Scoring these rarities on the owner’s life list counts more than other sightings. Is it the thrill of the chase…perhaps the difficulty involved in spotting? Many people collect coins, stamps, porcelain, antiques, or tractors, if they live in Corrales. These are things occupying space, requiring dusting or maintaining in some way. Birders also collect —experiences and an assemblage that, while it grows, takes no dusting and no space other than bytes on a computer or words on paper. The goal is not just a number; this collection reminds us of our connection to the natural world, and the fragility of its ecosystems.

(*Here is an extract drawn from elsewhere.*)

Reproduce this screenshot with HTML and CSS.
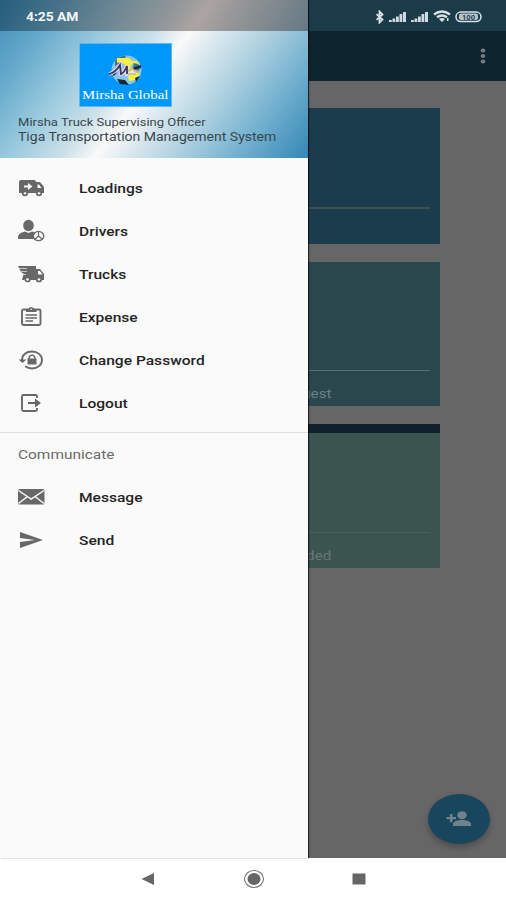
FILE: index.html
```html
<!DOCTYPE html>
<html lang="en">
<head>
<meta charset="utf-8">
<title>Mirsha Global</title>
<link rel="stylesheet" href="styles.css">
</head>
<body>
<div class="phone">
  <div class="screen">
    <div class="status-space"></div>
    <header class="appbar">
      <svg width="6" height="16" viewBox="0 0 6 16"><g fill="#74797c"><ellipse cx="3" cy="2.5" rx="2.4" ry="2"/><ellipse cx="3" cy="8" rx="2.4" ry="2"/><ellipse cx="3" cy="13.500" rx="2.400" ry="2"/></g></svg>
    </header>
    <main class="cards">
      <section class="card card-blue"><hr></section>
      <section class="card card-teal"><hr><p>Request</p></section>
      <section class="card card-green"><hr><p>Loaded</p></section>
    </main>
    <div class="fab">
      <svg width="26" height="18" viewBox="0 0 26 18" fill="#71828c"><path d="M4 4h2.500v3h3.500v2.300H6.500v3H4v-3H.5V7H4z"/><ellipse cx="16" cy="5.200" rx="4.700" ry="4"/><path d="M7 16v-2c0-2.500 5-3.900 9-3.900s9 1.400 9 3.900v2z"/></svg>
    </div>

    <aside class="drawer">
      <div class="profile">
        <div class="logo">
          <svg width="46" height="34" viewBox="0 0 46 34">
            <ellipse cx="23.500" cy="17" rx="15" ry="14.500" fill="#8cc6e6"/>
            <path d="M12 8q6-6 11-5l-3 5-8 5zM31 8l6 5-1 5-6-2z" fill="#3d7486"/>
            <path d="M14 5h12l3 3h5l2 3-6-1-3 4 6 5 4 2-5 6-6 1-1-4 3-5-6-7-4-3-4 1z" fill="#f4ee45"/>
            <path d="M9 19l5-2-1 4-3 2zM14 26l8 1 4 5-9-1zM32 25l5-2-4 6zM29 15l9-3v3l-8 2z" fill="#14283b"/>
            <path d="M6 21q6-1 11-9l1 9q3-1 6-8v8q5-1 9-2" fill="none" stroke="#e9e0f3" stroke-width="3.500"/>
            <path d="M6 21q6-1 11-9l1 9q3-1 6-8v8" fill="none" stroke="#403565" stroke-width="1.900"/>
            <path d="M25 18q5-4 6-1t5 1M25 21h8" fill="none" stroke="#c9bd72" stroke-width="1.300"/>
          </svg>
          <div class="brand"><span>Mirsha Global</span></div>
        </div>
        <p class="role"><span>Mirsha Truck Supervising Officer</span></p>
        <p class="system"><span>Tiga Transportation Management System</span></p>
      </div>
      <nav class="menu">
        <a><svg width="28" height="24" viewBox="0 0 28 24"><path fill="#686868" d="M3 4h13q2 0 2 2h4l4 5v6h-2a3.300 3 0 0 0-6 0H10a3.300 3 0 0 0-6 0H1V6q0-2 2-2z"/><path fill="#fafafa" d="M6 9.500h4V7l4.500 3.500L10 14v-2.500H6zM19.500 8.500h1.500l2.500 3.500h-4z"/><g fill="#fafafa" stroke="#686868" stroke-width="1.700"><ellipse cx="7" cy="17.300" rx="2.300" ry="2"/><ellipse cx="21" cy="17.300" rx="2.300" ry="2"/></g></svg><span>Loadings</span></a>
        <a><svg width="28" height="24" viewBox="0 0 28 24"><ellipse cx="10.500" cy="6.500" rx="5.300" ry="5.700" fill="#686868"/><path fill="#686868" d="M0 20v-2q0-4 7-5.500l3.500 1.500 3.500-1.500 3 .8q-3 3-1 6.700z"/><ellipse cx="20.500" cy="17" rx="5.200" ry="4.600" fill="#fafafa" stroke="#686868" stroke-width="1.400"/><path d="M20.500 17v-4M20.500 17l-3.500 3M20.500 17l3.500 3" stroke="#686868" stroke-width="1.200"/></svg><span>Drivers</span></a>
        <a><svg width="28" height="24" viewBox="0 0 28 24"><path fill="#686868" d="M0 4h18v3h4l4 5v6h-2a3.300 3 0 0 0-6 0h-6a3.300 3 0 0 0-6 0H4l1-4 1-2-3-2-1-2z"/><path d="M1 6.500h8M3 9.500h6M5 12.500h3" stroke="#d0d0d0" stroke-width=".9"/><path fill="#fafafa" d="M20 9h2l2.500 3.500H20z"/><g fill="#fafafa" stroke="#686868" stroke-width="1.700"><ellipse cx="9.500" cy="17.500" rx="2.300" ry="2"/><ellipse cx="21" cy="17.500" rx="2.300" ry="2"/></g></svg><span>Trucks</span></a>
        <a><svg width="28" height="24" viewBox="0 0 28 24"><rect x="4" y="4.500" width="18.500" height="15.500" rx="1.500" fill="none" stroke="#686868" stroke-width="1.900"/><path fill="#686868" d="M8 4h2.500q.5-2 2.700-2t2.800 2h2.500v3H8z"/><circle cx="13.200" cy="4.300" r=".8" fill="#fafafa"/><path d="M7.500 10H19M7.500 13H19M7.500 16h7.500" stroke="#686868" stroke-width="1.600"/></svg><span>Expense</span></a>
        <a><svg width="28" height="24" viewBox="0 0 28 24"><path d="M4 12C4 6.500 8.500 3.500 14 3.500s10 3.500 10 8.500-4.500 8.500-10 8.500c-2.700 0-5-.8-6.800-2.200" fill="none" stroke="#686868" stroke-width="1.900"/><path d="M.5 11.500h8L4.500 15zM9.500 10.500h1V9.500c0-4 7-4 7 0v1h1v6h-9z" fill="#686868"/><path d="M12 10.500v-1c0-2 4-2 4 0v1z" fill="#fafafa"/></svg><span>Change Password</span></a>
        <a><svg width="28" height="24" viewBox="0 0 28 24"><path d="M19 7V5.500Q19 4 17.500 4H5.500Q4 4 4 5.500v13Q4 20 5.500 20h12q1.500 0 1.500-1.500V17" fill="none" stroke="#686868" stroke-width="1.900"/><path d="M10 11h7V7.500l6 4.500-6 4.500V13h-7z" fill="#686868"/></svg><span>Logout</span></a>
      </nav>
      <h2><span>Communicate</span></h2>
      <nav class="menu">
        <a><svg width="28" height="24" viewBox="0 0 28 24"><rect y="4" width="26.500" height="15.500" rx="1.500" fill="#686868"/><path d="M.5 5.500L13.200 14 26 5.500M.5 18.500l9-7M26 18.500l-9-7" fill="none" stroke="#fafafa" stroke-width="1.500"/></svg><span>Message</span></a>
        <a><svg width="28" height="24" viewBox="0 0 28 24"><path fill="#686868" d="M2 4l23 8-23 8v-6l15-2-15-2z"/></svg><span>Send</span></a>
      </nav>
    </aside>

    <div class="status">
      <time><span>4:25 AM</span></time>
      <div class="indicators">
        <svg width="10" height="14" viewBox="0 0 10 14"><path d="M1.500 4.200l6 5.300L4.500 12.500v-11l3 3-6 5.300" fill="none" stroke="#d8e1e5" stroke-width="1.800"/></svg>
        <svg width="18" height="12" viewBox="0 0 18 12"><path d="M0 9h2.800v2H0zM3.500 7.500h2.800V11H3.500zM7 5.500h2.800V11H7zM10.500 3h2.800v8h-2.800zM14 1h3v10h-3z" fill="#d0dae0"/></svg>
        <svg width="18" height="12" viewBox="0 0 18 12"><path d="M0 9h2.800v2H0zM3.500 7.500h2.800V11H3.500zM7 5.500h2.800V11H7zM10.500 3h2.800v8h-2.800zM14 1h3v10h-3z" fill="#d0dae0"/></svg>
        <svg width="18" height="13" viewBox="0 0 18 13"><path d="M1 4.500Q9-1.500 17 4.500M4 7.300q5-3.600 10 0" fill="none" stroke="#d8e1e5" stroke-width="2.300"/><path d="M6 9q3-2 6 0l-3 3zM14 8h1.500v3H14z" fill="#d8e1e5"/></svg>
        <svg width="28" height="12" viewBox="0 0 28 12"><rect x="1" y="1" width="25" height="9.600" rx="4.800" fill="none" stroke="#d8e1e5" stroke-width="1.500"/><rect x="4" y="2.500" width="19" height="6.600" rx="2" fill="#b5c3cb"/><text x="7" y="8.600" textLength="13" lengthAdjust="spacingAndGlyphs">100</text></svg>
      </div>
    </div>
  </div>
  <footer class="navbar">
    <svg width="14" height="14" viewBox="0 0 14 14"><path d="M.5 7L13 1v12z" fill="#666"/></svg>
    <svg width="22" height="20" viewBox="0 0 22 20"><ellipse cx="11" cy="10" rx="9.500" ry="8.500" fill="none" stroke="#777" stroke-width="1.100"/><ellipse cx="11" cy="10" rx="6.500" ry="6" fill="#666"/></svg>
    <svg width="14" height="12" viewBox="0 0 14 12"><path d="M.5.5h13v11H.5z" fill="#666"/></svg>
  </footer>
</div>
</body>
</html>
```
FILE: styles.css
```css
* { box-sizing: border-box; }
body { margin: 0; font-family: Roboto, "Liberation Sans", sans-serif; }
p, h2 { margin: 0; }
svg { display: block; flex: none; }
span { display: inline-block; transform-origin: left center; white-space: nowrap; }
.phone { width: 506px; height: 900px; background: #fff; overflow: hidden; }
.screen { position: relative; height: 858px; background: #666; }
.status-space { height: 31px; background: #1b3b49; }
.appbar { height: 50px; background: #0d232e; display: flex; justify-content: flex-end; align-items: center; padding-right: 20px; }
.cards { padding: 27px 66px 0; display: flex; flex-direction: column; gap: 18px; }
.card { height: 144px; padding: 0 10px; display: flex; flex-direction: column; }
.card hr { width: 100%; height: 1px; margin: 108px 0 0; border: 0; background: #5a7077; flex: none; }
.card p { align-self: flex-end; margin: 15px 99px 0 0; font-size: 12.5px; line-height: 16px; color: #6b8086; transform: scaleX(1.22); transform-origin: right; }
.card-blue { height: 136px; background: #1b3c4c; }
.card-blue hr { height: 2px; margin-top: 99px; background: #3d5055; }
.card-teal { background: #2b474e; }
.card-green { background: #3c544f; border-top: 9px solid #10202d; }
.card-green hr { margin-top: 99px; background: #4b5e5b; }
.card-green p { color: #647975; }
.fab { position: absolute; left: 428px; top: 794px; width: 62px; height: 50px; border-radius: 50%; background: #17465d; box-shadow: 0 4px 6px rgba(0,0,0,.25); display: flex; align-items: center; justify-content: center; }
.drawer { position: absolute; left: 0; top: 0; width: 308px; height: 858px; background: #fafafa; box-shadow: 1px 0 1px rgba(0,0,0,.65); }
.profile { height: 158px; padding: 43px 0 0 18px; background: linear-gradient(127deg, #3d8db6 0%, #65a9cb 15%, #9bcbdf 30%, #cbe0e8 42%, #faf9f9 50%, #dbe9ef 57%, #b1d2e1 68%, #72b0cf 83%, #3487b5 100%); }
.logo { width: 93px; height: 64px; margin-left: 61px; padding-top: 9px; background: #0097fb; border: 1px solid #5eb7ef; display: flex; flex-direction: column; align-items: center; }
.brand { width: 87px; height: 17px; font: 12px/17px "Liberation Serif", serif; color: #fff; }
.brand span { transform: scaleX(1.24); }
.role, .system { height: 15px; line-height: 15px; color: #3a464d; }
.role { margin-top: 8px; font-size: 11px; }
.role span { transform: scaleX(1.185); }
.system { font-size: 12px; }
.system span { transform: scaleX(1.168); }
.menu { display: grid; grid-auto-rows: 43px; }
.menu a { display: flex; align-items: center; gap: 33px; padding-left: 18px; }
.menu span { margin-top: 1px; font-size: 12.5px; font-weight: 500; color: #242424; transform: scaleX(1.245); }
.profile + .menu { padding-top: 8px; height: 274px; }
h2 { height: 43px; border-top: 1px solid #ddd; padding-left: 18px; font-size: 12.5px; line-height: 44px; font-weight: 400; color: #6b6b6b; }
h2 span { transform: scaleX(1.235); }
.status { position: absolute; inset: 0 0 auto; height: 31px; display: flex; align-items: center; justify-content: space-between; padding: 2px 23px 0 26px; }
.status::before { content: ""; position: absolute; left: 0; top: 0; width: 308px; height: 31px; background: linear-gradient(90deg, rgba(5,30,45,.42), rgba(95,80,75,.5) 65%, rgba(70,65,65,.55)); }
.status time { position: relative; font-size: 12px; font-weight: 700; color: #f4f7f8; }
.status time span { transform: scaleX(1.15); }
.indicators { display: flex; align-items: center; gap: 4px; }
.indicators text { font: 700 8px Roboto, sans-serif; fill: #284550; }
.navbar { height: 42px; background: #fff; display: flex; align-items: center; justify-content: space-between; padding: 0 140px 0 141px; }
```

Birding is a way to observe creatures as they go about their lives. It is voyeurism of a sort, as we peer through binoculars to have a magnified look at their activities. We grab a snapshot of their world; a brief time when we glimpse their abilities. There is irony in that the number of birders is increasing while the number of birds is declining rapidly. The populations of many bird species have dropped by seventy percent or more based on data gathered for a century. This decrease is felt in ways people are not aware of. Birds play important roles in pest control, in pollination, and some are intimately entwined with the creation or propagation of forests. All will be missed if they disappear.

Do we only value things as they become rarer?